Output the first line of the listing and each line after it, up to and including the line that contains "import React from", exactly as written, minus the pictures.

-*-

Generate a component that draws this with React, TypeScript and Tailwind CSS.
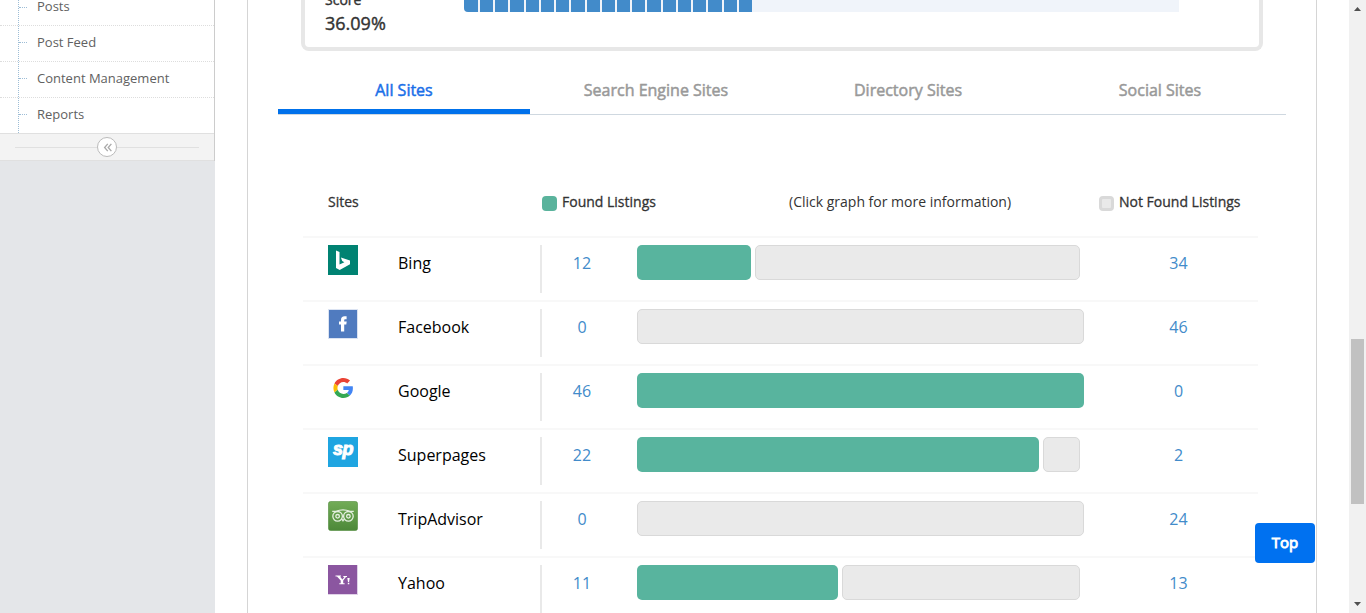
import React from "react";

const BingIcon = () => (
  <svg width="30" height="30" viewBox="0 0 30 30">
    <rect width="30" height="30" fill="#008272" />
    <path d="M8 5.5 L11.5 6.9 V19.6 L16.4 17.3 L14.2 16.1 L12.9 12.4 L22 15.4 V19.3 L11.7 25 L8 22.9 Z" fill="#fff" />
  </svg>
);

const FacebookIcon = () => (
  <svg width="30" height="30" viewBox="0 0 30 30">
    <rect width="30" height="30" fill="#dbe3f2" />
    <rect x="1" y="1" width="28" height="28" fill="#507bbf" />
    <path d="M13 22.5 V15.5 H11 V12.5 H13 V11 C13 8.5 14.3 7.3 16.5 7.3 H18.6 V10.2 H17.3 C16.5 10.2 16.2 10.6 16.2 11.3 V12.5 H18.7 L18.3 15.5 H16.2 V22.5 Z" fill="#fff" />
  </svg>
);

const GoogleIcon = () => (
  <svg width="30" height="30" viewBox="0 0 30 30">
    <g transform="translate(5.4 5) scale(0.415)">
      <path fill="#EA4335" d="M24 9.5c3.54 0 6.71 1.22 9.21 3.6l6.85-6.85C35.9 2.38 30.47 0 24 0 14.62 0 6.51 5.38 2.56 13.22l7.98 6.19C12.43 13.72 17.74 9.5 24 9.5z" />
      <path fill="#4285F4" d="M46.98 24.55c0-1.57-.15-3.09-.38-4.55H24v9.02h12.94c-.58 2.96-2.26 5.48-4.78 7.18l7.73 6c4.51-4.18 7.09-10.36 7.09-17.65z" />
      <path fill="#FBBC05" d="M10.53 28.59c-.48-1.45-.76-2.99-.76-4.59s.27-3.14.76-4.59l-7.98-6.19C.92 16.46 0 20.12 0 24c0 3.88.92 7.54 2.56 10.78l7.97-6.19z" />
      <path fill="#34A853" d="M24 48c6.48 0 11.93-2.13 15.89-5.81l-7.73-6c-2.15 1.45-4.92 2.3-8.16 2.3-6.26 0-11.57-4.22-13.47-9.91l-7.98 6.19C6.51 42.62 14.62 48 24 48z" />
    </g>
  </svg>
);

const SuperpagesIcon = () => (
  <div className="flex h-[30px] w-[30px] justify-center bg-[#1fa5e1] font-['Liberation_Sans',sans-serif] text-[18px] leading-[25px] font-bold tracking-[-0.5px] text-white italic [-webkit-text-stroke:1px]">
    sp
  </div>
);

const TripAdvisorIcon = () => (
  <svg width="30" height="30" viewBox="0 0 30 30">
    <defs>
      <linearGradient id="trip" x1="0" y1="0" x2="0" y2="1">
        <stop offset="0" stopColor="#72ac57" />
        <stop offset="1" stopColor="#4c8838" />
      </linearGradient>
    </defs>
    <rect x="0.5" y="0.5" width="29" height="29" rx="2" fill="url(#trip)" stroke="#4f8b3b" strokeOpacity="0.6" />
    <g fill="none" stroke="#e4efdf" strokeWidth="1.3">
      <circle cx="9.6" cy="15.3" r="4.8" />
      <circle cx="20.4" cy="15.3" r="4.8" />
      <path d="M4.2 10.3 H8 C12 8.6 18 8.6 22 10.3 H25.8" />
      <circle cx="9.6" cy="15.3" r="1.8" />
      <circle cx="20.4" cy="15.3" r="1.8" />
      <path d="M13.8 18 L15 19.8 L16.2 18" />
    </g>
  </svg>
);

const YahooIcon = () => (
  <svg width="30" height="30" viewBox="0 0 30 30">
    <rect width="30" height="30" fill="#e0d2e8" />
    <rect width="29" height="29" fill="#8b56a0" />
    <path d="M7.5 10.5 H13 V11.6 H12 L14.4 14.5 L16.4 11.9 H15.3 V10.9 H19 V11.9 H18 L15.2 15.6 V18.2 H16.6 V19.2 H11.3 V18.2 H12.7 V15.6 L9 11.6 H7.5 Z" fill="#fff" />
    <path d="M19.3 13 H21.7 L21.1 17 H20 Z M19.8 17.8 H21.3 V19.2 H19.8 Z" fill="#fff" />
  </svg>
);

const sites = [
  { name: "Bing", found: 12, missing: 34, foundWidth: 114, missingWidth: 325, Icon: BingIcon },
  { name: "Facebook", found: 0, missing: 46, foundWidth: 0, missingWidth: 447, Icon: FacebookIcon },
  { name: "Google", found: 46, missing: 0, foundWidth: 447, missingWidth: 0, Icon: GoogleIcon },
  { name: "Superpages", found: 22, missing: 2, foundWidth: 402, missingWidth: 37, Icon: SuperpagesIcon },
  { name: "TripAdvisor", found: 0, missing: 24, foundWidth: 0, missingWidth: 447, Icon: TripAdvisorIcon },
  { name: "Yahoo", found: 11, missing: 13, foundWidth: 201, missingWidth: 238, Icon: YahooIcon },
];

const menu = ["Posts", "Post Feed", "Content Management", "Reports"];
const tabs = ["All Sites", "Search Engine Sites", "Directory Sites", "Social Sites"];
const segments = Array.from({ length: 19 }, (_, i) => i);

function Sidebar() {
  return (
    <aside className="w-[215px] shrink-0 bg-[#e4e6e9]">
      <div className="h-[161px] border-r border-[#ccc] bg-white">
        <div className="relative h-[133px] overflow-hidden">
          <ul className="-mt-[11px]">
            {menu.map((item, i) => (
              <li
                key={item}
                className={`flex h-9 ${i ? "border-t border-dotted border-[#ddd]" : ""}`}
              >
                <span className={`ml-[19px] w-2 border-t border-dotted border-[#9dbdd6] ${i ? "mt-[16px]" : "mt-[18px]"}`} />
                <span className={`ml-[10px] text-[13px] leading-[18px] text-[#616161] ${i ? "mt-[7px]" : "mt-2"}`}>
                  {item}
                </span>
              </li>
            ))}
          </ul>
          <div className="absolute top-0 left-[18px] h-full border-l border-dotted border-[#9dbdd6]" />
        </div>
        <div className="flex h-7 items-center border-y border-[#e0e0e0] bg-[#f3f3f3] px-[15px]">
          <div className="h-px flex-1 bg-[#e0e0e0]" />
          <div className="flex h-5 w-5 items-center justify-center rounded-full border border-[#bbb] bg-white">
            <svg width="9" height="9" viewBox="0 0 10 10" fill="none" stroke="#aaa" strokeWidth="1.5">
              <path d="M5.3 1 L1.8 5 L5.3 9 M9.3 1 L5.8 5 L9.3 9" />
            </svg>
          </div>
          <div className="h-px flex-1 bg-[#e0e0e0]" />
        </div>
      </div>
    </aside>
  );
}

function ScoreCard() {
  return (
    <section className="ml-[53px] flex h-[51px] w-[962px] rounded-b-[8px] border-4 border-t-0 border-[#e7e7e7] text-[#333]">
      <div className="ml-5 w-[139px] [-webkit-text-stroke:0.4px]">
        <div className="-mt-[10px] text-[14px] leading-5">Score</div>
        <div className="mt-[2px] text-[18px] leading-[22px]">36.09%</div>
      </div>
      <div className="h-3 w-[715px] overflow-hidden rounded-bl-[4px] bg-[#f0f4fa]">
        <div className="flex h-full w-[288px] gap-[2px]">
          {segments.map((n) => (
            <div key={n} className={`h-full bg-[#428bca] ${n === 0 ? "w-[14px]" : "flex-1"}`} />
          ))}
        </div>
      </div>
    </section>
  );
}

function Tabs() {
  return (
    <nav className="mt-[15px] ml-[30px] flex h-[49px] w-[1008px] border-b border-[#cfd8e0] text-[16px] [-webkit-text-stroke:0.5px]">
      {tabs.map((tab, i) => (
        <div
          key={tab}
          className={`flex h-12 flex-1 justify-center pt-3 leading-6 ${
            i === 0 ? "border-b-[5px] border-[#0071eb] text-[#1a6fe8]" : "text-[#999]"
          }`}
        >
          {tab}
        </div>
      ))}
    </nav>
  );
}

function Listings() {
  return (
    <section className="mt-[71px] ml-[55px] w-[955px]">
      <div className="flex h-[50px] pt-[6px] text-[14px] leading-5 text-[#333]">
        <div className="w-[239px] pl-[25px] [-webkit-text-stroke:0.3px]">Sites</div>
        <div className="flex w-[247px]">
          <span className="mt-1 mr-[5px] h-[15px] w-[15px] rounded-[4px] bg-[#5ab39c]" />
          <span className="[-webkit-text-stroke:0.3px]">Found Listings</span>
        </div>
        <div className="w-[310px] whitespace-nowrap">(Click graph for more information)</div>
        <div className="flex whitespace-nowrap">
          <span className="mt-1 mr-[5px] h-[15px] w-[15px] rounded-[4px] border-[3px] border-[#d9d9d9] bg-[#e9e9e9]" />
          <span className="[-webkit-text-stroke:0.3px]">Not Found Listings</span>
        </div>
      </div>
      {sites.map(({ name, found, missing, foundWidth, missingWidth, Icon }) => (
        <div key={name} className="flex h-16 border-t-2 border-[#f8f8f8] pt-[7px] text-[16px] leading-[37px]">
          <div className="ml-[25px] w-[70px]">
            <Icon />
          </div>
          <div className="w-[142px] text-black">{name}</div>
          <div className="h-12 w-[97px] border-l-2 border-[#e9e9e9] pr-[15px] text-center text-[#428bca]">
            {found}
          </div>
          <div className="flex w-[447px] gap-1">
            {foundWidth > 0 && <div className="h-[35px] rounded-[5px] bg-[#58b49e]" style={{ width: foundWidth }} />}
            {missingWidth > 0 && (
              <div className="h-[35px] rounded-[5px] border border-[#d9d9d9] bg-[#eaeaea]" style={{ width: missingWidth }} />
            )}
          </div>
          <div className="flex-1 pl-[15px] text-center text-[#428bca]">{missing}</div>
        </div>
      ))}
    </section>
  );
}

export default function App() {
  return (
    <div className="relative flex h-[613px] w-[1366px] overflow-hidden bg-white font-['Open_Sans',sans-serif]">
      <Sidebar />
      <main className="ml-8 h-full w-[1070px] shrink-0 overflow-hidden border-x border-[#d5d5d5]">
        <ScoreCard />
        <Tabs />
        <Listings />
      </main>
      <div className="ml-auto flex w-[17px] flex-col items-center bg-[#f1f1f1]">
        <svg className="mt-[6px] h-[6px] w-[7px]" viewBox="0 0 7 6">
          <path d="M0 5 L3.5 1 L7 5 Z" fill="#505050" />
        </svg>
        <div className="mt-[327px] h-[165px] w-[13px] bg-[#c1c1c1]" />
        <svg className="mt-auto mb-[6px] h-[6px] w-[7px]" viewBox="0 0 7 6">
          <path d="M0 1 L3.5 5 L7 1 Z" fill="#505050" />
        </svg>
      </div>
      <button className="absolute top-[523px] left-[1255px] h-10 w-[60px] rounded-[4px] bg-[#0071f0] pb-[2px] text-[15px] leading-[38px] [-webkit-text-stroke:0.9px] text-white">
        Top
      </button>
    </div>
  );
}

-*-

TASK ANSWER
Generate a component that draws this with React, TypeScript and Tailwind CSS.
import React from "react";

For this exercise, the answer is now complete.